问题
I am trying to scrape a swedish real estate website www.booli.se . However, i can't figure out how to follow links for each house and extract for example price, rooms, age etc. I only know how to scrape one page and i can't seem to wrap my head around this. I am looking to do something like:
for link in website:
follow link
attribute1 = item.css('cssobject::text').extract()[1]
attribute2 = item.ss('cssobject::text').extract()[2]
yield{'Attribute 1': attribute1, 'Attribute 2': attribute2}
So that i can scrape the data and output it to an excel-file. My code for scraping a simple page without following links is as follows:
import scrapy
class BooliSpider(scrapy.Spider):
name = "boolidata"
start_urls = [
'https://www.booli.se/slutpriser/lund/116978/'
]
'''def parse(self, response):
for link in response.css('.nav-list a::attr(href)').extract():
yield scrapy.Request(url=response.urljoin(link),
callback=self.collect_data)'''
def parse(self, response):
for item in response.css('li.search-list__item'):
size = item.css('span.search-list__row::text').extract()[1]

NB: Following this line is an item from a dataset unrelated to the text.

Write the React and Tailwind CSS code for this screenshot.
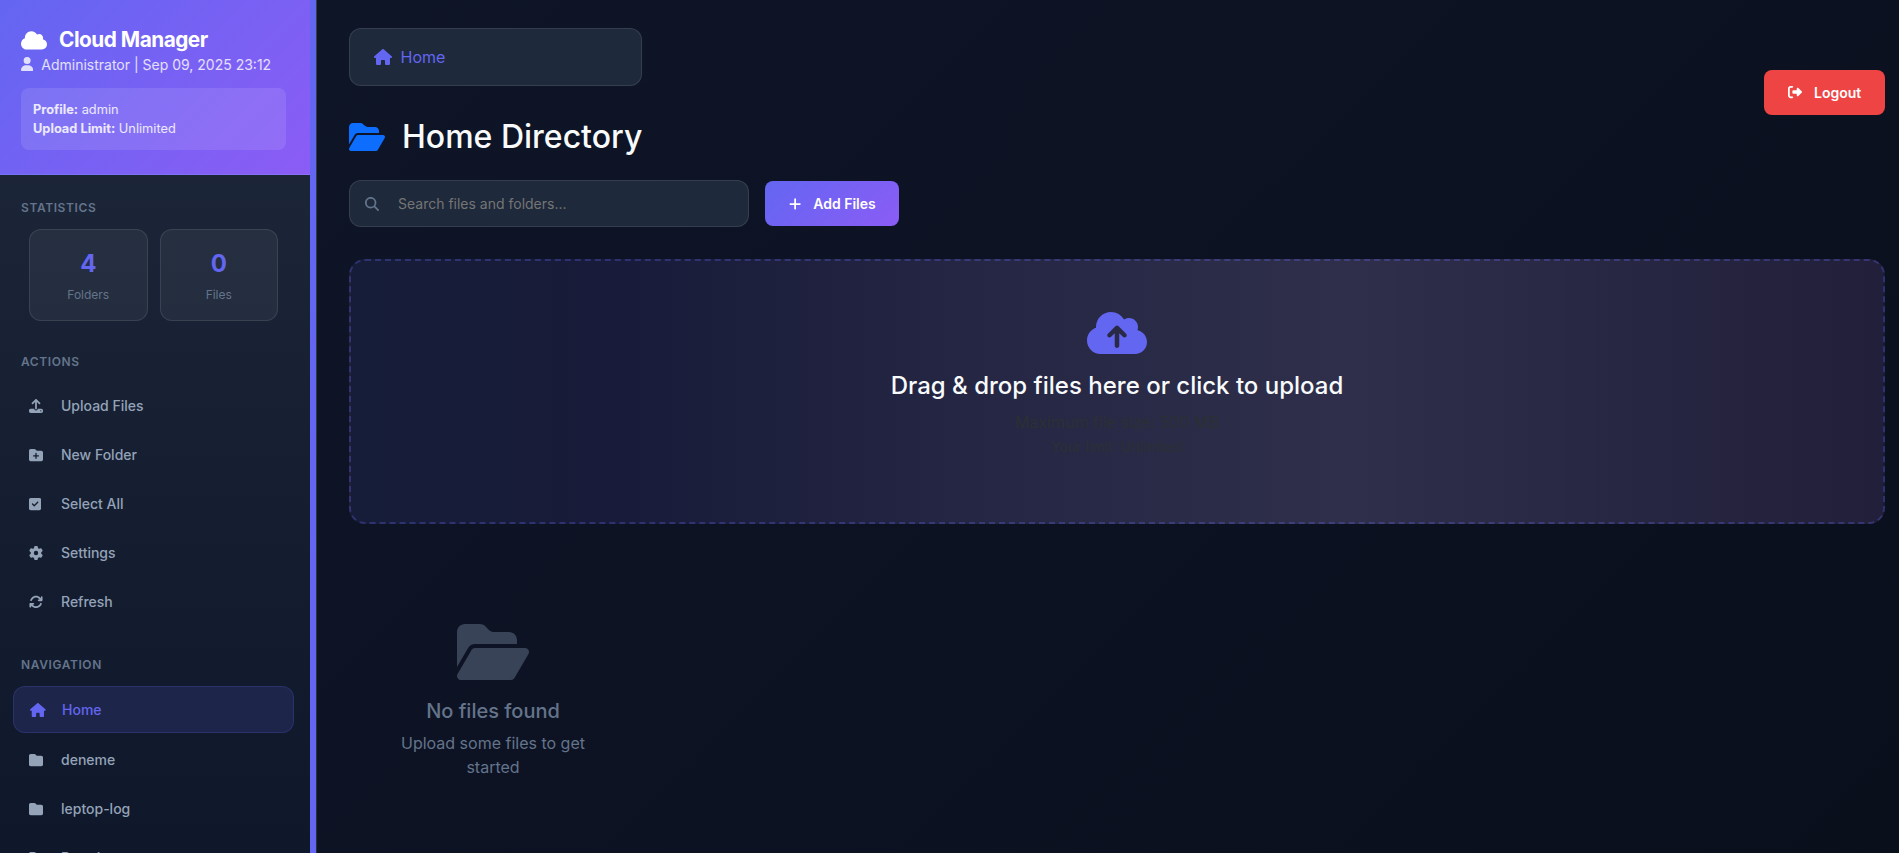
import React from "react";
import {
  FaCloud, FaUser, FaUpload, FaFolderPlus, FaSquareCheck, FaGear, FaArrowsRotate, FaHouse,
  FaFolder, FaFolderOpen, FaMagnifyingGlass, FaPlus, FaRightFromBracket, FaCloudArrowUp,
} from "react-icons/fa6";

function SectionTitle({ children }) {
  return (
    <div className="pl-[21px] text-[12px] leading-[18px] font-semibold uppercase tracking-[0.6px] text-[#64748b]">{children}</div>
  );
}

function Item({ icon: Icon, label, iconClass = "w-[14px]" }) {
  return (
    <div className="mb-1 ml-[13px] flex h-[45px] items-center pl-[16px] text-[14px] font-medium text-[#94a3b8]">
      <span className="flex w-[32px]"><Icon className={`h-[14px] ${iconClass}`} /></span>
      {label}
    </div>
  );
}

function Stat({ value, label }) {
  return (
    <div className="flex h-[92px] flex-1 flex-col items-center rounded-[12px] border border-white/10 bg-white/5 pt-[16px]">
      <div className="text-[24px] leading-[36px] font-bold text-[#6366f1]">{value}</div>
      <div className="mt-1 text-[12px] leading-[18px] text-[#64748b]">{label}</div>
    </div>
  );
}

export default function App() {
  return (
    <div className="flex h-[853px] w-full overflow-hidden bg-[linear-gradient(135deg,#0f172a_0%,#0f1629_0%,#0a0f1c_100%)] font-['Inter',sans-serif] text-[#f8fafc]">
      <aside className="flex h-full w-[317px] shrink-0 border-r border-white/10 bg-[linear-gradient(180deg,#1e293b_0%,#0f172a_100%)]">
        <div className="w-[310px] overflow-hidden">
          <header className="h-[175px] border-b border-white/10 bg-[linear-gradient(135deg,#6366f1_0%,#8b5cf6_100%)] pt-[26px] pl-[21px]">
            <div className="flex h-[28px] items-center text-[20.8px] font-bold tracking-[-0.5px] text-white">
              <FaCloud className="mr-[12px] h-[20.8px] w-[26px]" />
              Cloud Manager
            </div>
            <div className="flex h-[20px] items-center text-[14px] text-white/80">
              <FaUser className="mr-[8px] h-[14px] w-[12.25px]" />
              Administrator | Sep 09, 2025 23:12
            </div>
            <div className="mt-[14px] h-[62px] w-[265px] rounded-[8px] bg-white/10 px-3 pt-3 text-[12.8px] leading-[19px] text-white/85">
              <div><b>Profile:</b> admin</div>
              <div><b>Upload Limit:</b> Unlimited</div>
            </div>
          </header>
          <div className="mt-[24px]"><SectionTitle>Statistics</SectionTitle></div>
          <div className="mt-[12px] ml-[29px] flex w-[249px] gap-3">
            <Stat value="4" label="Folders" />
            <Stat value="0" label="Files" />
          </div>
          <div className="mt-[32px] mb-[12px]"><SectionTitle>Actions</SectionTitle></div>
          <Item icon={FaUpload} label="Upload Files" />
          <Item icon={FaFolderPlus} label="New Folder" />
          <Item icon={FaSquareCheck} label="Select All" iconClass="w-[12.25px]" />
          <Item icon={FaGear} label="Settings" />
          <Item icon={FaArrowsRotate} label="Refresh" />
          <div className="mt-[32px] mb-[12px]"><SectionTitle>Navigation</SectionTitle></div>
          <div className="mb-1 ml-[13px] flex h-[47px] w-[281px] items-center rounded-[12px] border border-[#6366f1]/20 bg-[#6366f1]/15 pl-[16px] text-[14px] font-medium text-[#6366f1]">
            <span className="flex w-[32px]"><FaHouse className="h-[14px] w-[15.75px]" /></span>
            Home
          </div>
          <Item icon={FaFolder} label="deneme" />
          <Item icon={FaFolder} label="leptop-log" />
          <Item icon={FaFolder} label="Portainer" />
        </div>
        <div className="w-[6px] bg-[#6366f1]" />
      </aside>

      <main className="min-w-0 flex-1 pt-[28px] pr-[14px] pl-[32px]">
        <div className="flex items-center justify-between">
          <div className="w-[293px]">
            <nav className="flex h-[58px] items-center rounded-[12px] border border-white/10 bg-[#1e293b] pl-[24px] text-[16px] text-[#6366f1]">
              <FaHouse className="mr-[8.5px] h-[16px] w-[18px]" />
              Home
            </nav>
            <h1 className="mt-[31px] flex h-[39px] items-center text-[32px] font-medium whitespace-nowrap">
              <FaFolderOpen className="mr-[17px] h-[32px] w-[36px] shrink-0 text-[#0d6efd]" />
              Home Directory
            </h1>
          </div>
          <button className="flex h-[45px] w-[121px] items-center rounded-[8px] bg-[#ef4444] pl-[24px] text-[14px] font-semibold text-white">
            <FaRightFromBracket className="mr-[12px] h-[14px] w-[14px]" />
            Logout
          </button>
        </div>

        <div className="mt-[24px] flex items-center gap-4">
          <div className="flex h-[47px] w-[400px] items-center rounded-[12px] border border-white/10 bg-[#1e293b] pl-[15px] text-[14px] text-[#757575]">
            <FaMagnifyingGlass className="mr-[19px] h-[14px] w-[14px] text-[#64748b]" />
            Search files and folders...
          </div>
          <button className="flex h-[45px] w-[134px] items-center rounded-[8px] bg-[linear-gradient(135deg,#6366f1_0%,#8b5cf6_100%)] pl-[24px] text-[14px] font-semibold text-white">
            <FaPlus className="mr-[12px] h-[14px] w-[12.25px]" />
            Add Files
          </button>
        </div>

        <section className="mt-[32px] flex h-[265px] flex-col items-center rounded-[16px] border-2 border-dashed border-[#6366f1]/30 bg-[linear-gradient(90deg,#161d39_0%,#181b39_18%,#242643_40%,#2f2f4b_65%,#211f3a_100%)] pt-[48px]">
          <FaCloudArrowUp className="h-[48px] w-[60px] text-[#6366f1]" />
          <div className="mt-[14px] text-[24px] leading-[29px] font-medium">Drag &amp; drop files here or click to upload</div>
          <div className="mt-[10px] text-[16px] leading-[24px] text-[#2b3035]">Maximum file size: 500 MB</div>
          <div className="mt-px text-[14px] leading-[24px] text-[#2b3035]">Your limit: Unlimited</div>
        </section>

        <div className="mt-[96px] flex w-[288px] flex-col items-center text-center text-[#64748b]">
          <FaFolderOpen className="h-[64px] w-[72px] opacity-50" />
          <div className="mt-[15px] text-[20px] leading-[24px] font-medium">No files found</div>
          <p className="mt-[8px] w-[200px] text-[16px] leading-[24px]">Upload some files to get started</p>
        </div>
      </main>
    </div>
  );
}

price = item.css('span.search-list__row::text').extract()[3]
m2price = item.css('span.search-list__row::text').extract()[4]
yield {'Size': size, 'Price': price, 'M2price': m2price}
Thankful for any help. Really having trouble getting it all together and outputting specific link contents to a cohesive output-file (excel).
回答1:
You could use scrapy's CrawlSpider for following and scraping links
Your code should look like this:
import scrapy
from scrapy.linkextractors import LinkExtractor
from scrapy.spider import CrawlSpider, Rule
class BooliItem(scrapy.Item):
size = scrapy.Field()
price = scrapy.Field()
m2price = scrapy.Field()
class BooliSpider(CrawlSpider):
name = "boolidata"
start_urls = [
'https://www.booli.se/slutpriser/lund/116978/',
]
rules = [
Rule(
LinkExtractor(
allow=(r'listing url pattern here to follow'),
deny=(r'other url patterns to deny'),
),
callback='parse_item',
follow=True,
),
]
def parse_item(self, response):
item = BooliItem()
item['size'] = response.css('size selector').extract()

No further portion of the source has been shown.